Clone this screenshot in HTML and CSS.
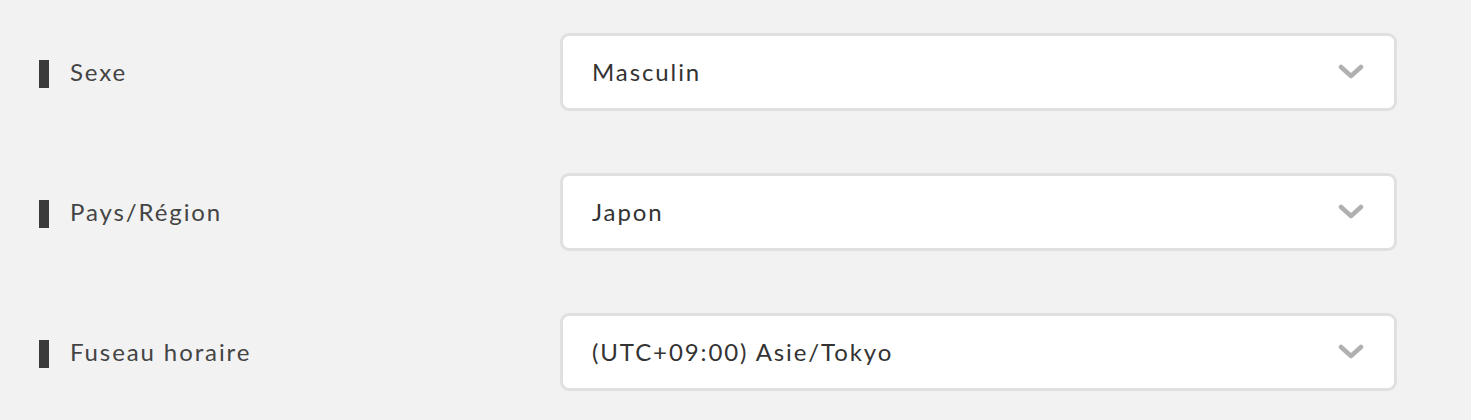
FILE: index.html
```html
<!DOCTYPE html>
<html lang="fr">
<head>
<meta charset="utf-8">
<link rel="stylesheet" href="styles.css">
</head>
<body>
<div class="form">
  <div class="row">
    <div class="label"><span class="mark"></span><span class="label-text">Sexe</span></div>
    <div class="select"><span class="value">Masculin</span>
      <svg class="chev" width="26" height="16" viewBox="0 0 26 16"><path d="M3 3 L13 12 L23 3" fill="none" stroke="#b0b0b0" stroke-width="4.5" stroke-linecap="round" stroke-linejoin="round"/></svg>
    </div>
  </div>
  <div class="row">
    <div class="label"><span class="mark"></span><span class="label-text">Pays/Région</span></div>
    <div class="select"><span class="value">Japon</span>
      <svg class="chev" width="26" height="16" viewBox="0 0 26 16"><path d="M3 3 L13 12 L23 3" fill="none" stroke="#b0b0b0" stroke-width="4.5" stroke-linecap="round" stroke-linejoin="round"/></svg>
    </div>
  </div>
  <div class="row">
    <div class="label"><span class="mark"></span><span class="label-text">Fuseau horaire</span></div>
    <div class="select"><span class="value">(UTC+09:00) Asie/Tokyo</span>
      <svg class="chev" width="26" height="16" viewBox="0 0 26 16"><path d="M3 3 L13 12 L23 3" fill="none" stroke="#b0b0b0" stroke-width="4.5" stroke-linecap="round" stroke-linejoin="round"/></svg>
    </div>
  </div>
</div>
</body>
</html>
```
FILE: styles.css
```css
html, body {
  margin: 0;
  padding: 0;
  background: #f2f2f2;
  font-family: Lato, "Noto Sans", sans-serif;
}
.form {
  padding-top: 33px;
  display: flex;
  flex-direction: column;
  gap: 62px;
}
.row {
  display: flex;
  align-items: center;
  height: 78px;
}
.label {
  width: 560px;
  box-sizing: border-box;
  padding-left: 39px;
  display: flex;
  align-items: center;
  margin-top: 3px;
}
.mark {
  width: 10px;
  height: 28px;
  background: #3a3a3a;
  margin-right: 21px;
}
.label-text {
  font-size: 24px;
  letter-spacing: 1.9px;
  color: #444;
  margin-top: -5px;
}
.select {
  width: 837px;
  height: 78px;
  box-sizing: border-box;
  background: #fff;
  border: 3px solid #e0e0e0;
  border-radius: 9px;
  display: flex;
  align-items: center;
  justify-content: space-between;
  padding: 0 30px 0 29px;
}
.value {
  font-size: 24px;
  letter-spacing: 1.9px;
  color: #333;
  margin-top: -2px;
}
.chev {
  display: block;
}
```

▶ **PROBLEM DETAILS**
Skipping the pictures, transcribe each line above exactly as it appears.

▶ **WORKED SOLUTION**
Clone this screenshot in HTML and CSS.
FILE: index.html
```html
<!DOCTYPE html>
<html lang="fr">
<head>
<meta charset="utf-8">
<link rel="stylesheet" href="styles.css">
</head>
<body>
<div class="form">
  <div class="row">
    <div class="label"><span class="mark"></span><span class="label-text">Sexe</span></div>
    <div class="select"><span class="value">Masculin</span>
      <svg class="chev" width="26" height="16" viewBox="0 0 26 16"><path d="M3 3 L13 12 L23 3" fill="none" stroke="#b0b0b0" stroke-width="4.5" stroke-linecap="round" stroke-linejoin="round"/></svg>
    </div>
  </div>
  <div class="row">
    <div class="label"><span class="mark"></span><span class="label-text">Pays/Région</span></div>
    <div class="select"><span class="value">Japon</span>
      <svg class="chev" width="26" height="16" viewBox="0 0 26 16"><path d="M3 3 L13 12 L23 3" fill="none" stroke="#b0b0b0" stroke-width="4.5" stroke-linecap="round" stroke-linejoin="round"/></svg>
    </div>
  </div>
  <div class="row">
    <div class="label"><span class="mark"></span><span class="label-text">Fuseau horaire</span></div>
    <div class="select"><span class="value">(UTC+09:00) Asie/Tokyo</span>
      <svg class="chev" width="26" height="16" viewBox="0 0 26 16"><path d="M3 3 L13 12 L23 3" fill="none" stroke="#b0b0b0" stroke-width="4.5" stroke-linecap="round" stroke-linejoin="round"/></svg>
    </div>
  </div>
</div>
</body>
</html>
```
FILE: styles.css
```css
html, body {
  margin: 0;
  padding: 0;
  background: #f2f2f2;
  font-family: Lato, "Noto Sans", sans-serif;
}
.form {
  padding-top: 33px;
  display: flex;
  flex-direction: column;
  gap: 62px;
}
.row {
  display: flex;
  align-items: center;
  height: 78px;
}
.label {
  width: 560px;
  box-sizing: border-box;
  padding-left: 39px;
  display: flex;
  align-items: center;
  margin-top: 3px;
}
.mark {
  width: 10px;
  height: 28px;
  background: #3a3a3a;
  margin-right: 21px;
}
.label-text {
  font-size: 24px;
  letter-spacing: 1.9px;
  color: #444;
  margin-top: -5px;
}
.select {
  width: 837px;
  height: 78px;
  box-sizing: border-box;
  background: #fff;
  border: 3px solid #e0e0e0;
  border-radius: 9px;
  display: flex;
  align-items: center;
  justify-content: space-between;
  padding: 0 30px 0 29px;
}
.value {
  font-size: 24px;
  letter-spacing: 1.9px;
  color: #333;
  margin-top: -2px;
}
.chev {
  display: block;
}
```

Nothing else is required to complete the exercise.